··· DATA EXCERPT ···

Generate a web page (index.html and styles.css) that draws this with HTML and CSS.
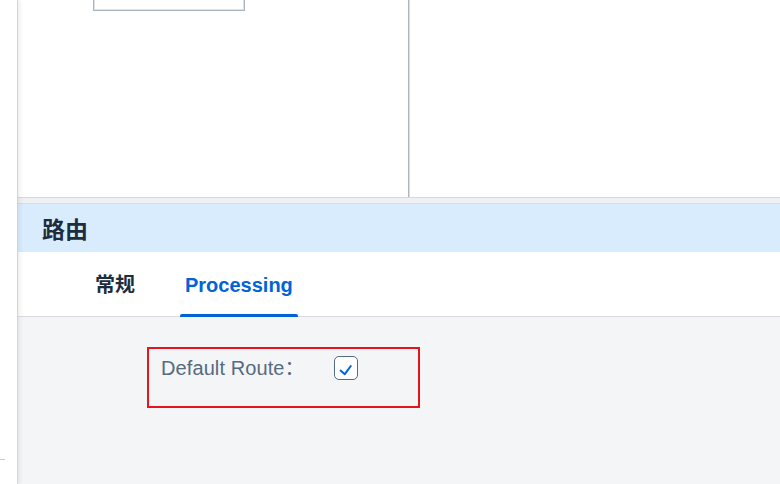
FILE: index.html
```html
<!DOCTYPE html>
<html lang="zh">
<head>
<meta charset="utf-8">
<title>路由</title>
<link rel="stylesheet" href="styles.css">
</head>
<body>
<div class="shell">
  <aside class="leftbar"><div class="tick"></div></aside>
  <main class="main">
    <section class="top">
      <div class="left-pane"><div class="card"></div></div>
      <div class="right-pane"></div>
    </section>
    <div class="band"></div>
    <header class="header"><h1 class="title">路由</h1></header>
    <nav class="tabs">
      <div class="tab">常规</div>
      <div class="tab active">Processing</div>
    </nav>
    <section class="content">
      <div class="field-box">
        <label class="label">Default Route：</label>
        <span class="checkbox">
          <svg viewBox="0 0 22 22" width="22" height="22"><path d="M5.6 13.6 L9.8 17.2 L15.8 9" fill="none" stroke="#0064d9" stroke-width="2" stroke-linecap="round" stroke-linejoin="round"/></svg>
        </span>
      </div>
    </section>
  </main>
</div>
</body>
</html>
```

FILE: styles.css
```css
* { box-sizing: border-box; }
html, body { margin: 0; padding: 0; }
body {
  width: 780px;
  height: 484px;
  overflow: hidden;
  background: #ffffff;
  font-family: "Liberation Sans", "Noto Sans CJK SC", sans-serif;
}
.shell {
  display: flex;
  height: 484px;
}
.leftbar {
  width: 18px;
  flex: none;
  background: #ffffff;
  border-right: 1px solid #d3d5d8;
  display: flex;
  flex-direction: column;
  position: relative;
  z-index: 1;
  box-shadow: 2px 0 4px rgba(0, 0, 0, 0.07);
}
.tick {
  margin-top: 459px;
  width: 5px;
  height: 1px;
  background: #c9cbce;
}
.main {
  flex: 1;
  display: flex;
  flex-direction: column;
  min-width: 0;
}
.top {
  height: 198px;
  flex: none;
  display: flex;
  border-bottom: 1px solid #d6d8da;
  background: #ffffff;
}
.left-pane {
  width: 391px;
  flex: none;
  border-right: 1px solid #aeb6be;
  box-shadow: 1px 0 0 #d9dde1;
}
.card {
  margin-left: 75px;
  width: 152px;
  height: 11px;
  border: 1px solid #aab4be;
  border-top: none;
  box-shadow: inset 1px -1px 0 #dce1e6, inset -1px 0 0 #dce1e6;
}
.right-pane { flex: 1; }
.band {
  height: 6px;
  flex: none;
  background: #eff0f1;
  border-bottom: 1px solid #d9dbdd;
}
.header {
  height: 48px;
  flex: none;
  background: #d9ecfd;
  display: flex;
  align-items: center;
  padding: 3px 0 0 24px;
}
.title {
  margin: 0;
  font-size: 23px;
  font-weight: 700;
  color: #1d2d3e;
  line-height: 28px;
}
.tabs {
  height: 65px;
  flex: none;
  background: #ffffff;
  border-bottom: 1px solid #d9dbde;
  display: flex;
  align-items: stretch;
  padding-left: 72px;
  gap: 40px;
}
.tab {
  position: relative;
  display: flex;
  align-items: center;
  padding: 2px 5px 0;
  font-size: 20px;
  font-weight: 700;
  color: #1d2d3e;
  line-height: 24px;
}
.tab.active { color: #0064d9; }
.tab.active::after {
  content: "";
  position: absolute;
  left: 0;
  right: 0;
  bottom: -1px;
  height: 3px;
  background: #0064d9;
  border-radius: 2px 2px 0 0;
}
.content {
  flex: 1;
  background: #f4f5f7;
  padding-top: 30px;
  padding-left: 129px;
}
.field-box {
  width: 273px;
  height: 61px;
  border: 2px solid #e8141c;
  display: flex;
  align-items: flex-start;
  padding: 7px 0 0 12px;
}
.label {
  width: 173px;
  flex: none;
  font-size: 20px;
  line-height: 24px;
  color: #556b82;
  letter-spacing: 0.1px;
}
.checkbox {
  width: 24px;
  height: 24px;
  border: 1px solid #556b82;
  border-radius: 5px;
  background: #ffffff;
  display: flex;
  align-items: center;
  justify-content: center;
}
.checkbox svg { display: block; }
```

···

§ **STATED PROBLEM**
Leaving the pictures aside, transcribe the entire listing exactly.

§ **ANSWER TO THE PROBLEM**
Generate a web page (index.html and styles.css) that draws this with HTML and CSS.
FILE: index.html
```html
<!DOCTYPE html>
<html lang="zh">
<head>
<meta charset="utf-8">
<title>路由</title>
<link rel="stylesheet" href="styles.css">
</head>
<body>
<div class="shell">
  <aside class="leftbar"><div class="tick"></div></aside>
  <main class="main">
    <section class="top">
      <div class="left-pane"><div class="card"></div></div>
      <div class="right-pane"></div>
    </section>
    <div class="band"></div>
    <header class="header"><h1 class="title">路由</h1></header>
    <nav class="tabs">
      <div class="tab">常规</div>
      <div class="tab active">Processing</div>
    </nav>
    <section class="content">
      <div class="field-box">
        <label class="label">Default Route：</label>
        <span class="checkbox">
          <svg viewBox="0 0 22 22" width="22" height="22"><path d="M5.6 13.6 L9.8 17.2 L15.8 9" fill="none" stroke="#0064d9" stroke-width="2" stroke-linecap="round" stroke-linejoin="round"/></svg>
        </span>
      </div>
    </section>
  </main>
</div>
</body>
</html>
```

FILE: styles.css
```css
* { box-sizing: border-box; }
html, body { margin: 0; padding: 0; }
body {
  width: 780px;
  height: 484px;
  overflow: hidden;
  background: #ffffff;
  font-family: "Liberation Sans", "Noto Sans CJK SC", sans-serif;
}
.shell {
  display: flex;
  height: 484px;
}
.leftbar {
  width: 18px;
  flex: none;
  background: #ffffff;
  border-right: 1px solid #d3d5d8;
  display: flex;
  flex-direction: column;
  position: relative;
  z-index: 1;
  box-shadow: 2px 0 4px rgba(0, 0, 0, 0.07);
}
.tick {
  margin-top: 459px;
  width: 5px;
  height: 1px;
  background: #c9cbce;
}
.main {
  flex: 1;
  display: flex;
  flex-direction: column;
  min-width: 0;
}
.top {
  height: 198px;
  flex: none;
  display: flex;
  border-bottom: 1px solid #d6d8da;
  background: #ffffff;
}
.left-pane {
  width: 391px;
  flex: none;
  border-right: 1px solid #aeb6be;
  box-shadow: 1px 0 0 #d9dde1;
}
.card {
  margin-left: 75px;
  width: 152px;
  height: 11px;
  border: 1px solid #aab4be;
  border-top: none;
  box-shadow: inset 1px -1px 0 #dce1e6, inset -1px 0 0 #dce1e6;
}
.right-pane { flex: 1; }
.band {
  height: 6px;
  flex: none;
  background: #eff0f1;
  border-bottom: 1px solid #d9dbdd;
}
.header {
  height: 48px;
  flex: none;
  background: #d9ecfd;
  display: flex;
  align-items: center;
  padding: 3px 0 0 24px;
}
.title {
  margin: 0;
  font-size: 23px;
  font-weight: 700;
  color: #1d2d3e;
  line-height: 28px;
}
.tabs {
  height: 65px;
  flex: none;
  background: #ffffff;
  border-bottom: 1px solid #d9dbde;
  display: flex;
  align-items: stretch;
  padding-left: 72px;
  gap: 40px;
}
.tab {
  position: relative;
  display: flex;
  align-items: center;
  padding: 2px 5px 0;
  font-size: 20px;
  font-weight: 700;
  color: #1d2d3e;
  line-height: 24px;
}
.tab.active { color: #0064d9; }
.tab.active::after {
  content: "";
  position: absolute;
  left: 0;
  right: 0;
  bottom: -1px;
  height: 3px;
  background: #0064d9;
  border-radius: 2px 2px 0 0;
}
.content {
  flex: 1;
  background: #f4f5f7;
  padding-top: 30px;
  padding-left: 129px;
}
.field-box {
  width: 273px;
  height: 61px;
  border: 2px solid #e8141c;
  display: flex;
  align-items: flex-start;
  padding: 7px 0 0 12px;
}
.label {
  width: 173px;
  flex: none;
  font-size: 20px;
  line-height: 24px;
  color: #556b82;
  letter-spacing: 0.1px;
}
.checkbox {
  width: 24px;
  height: 24px;
  border: 1px solid #556b82;
  border-radius: 5px;
  background: #ffffff;
  display: flex;
  align-items: center;
  justify-content: center;
}
.checkbox svg { display: block; }
```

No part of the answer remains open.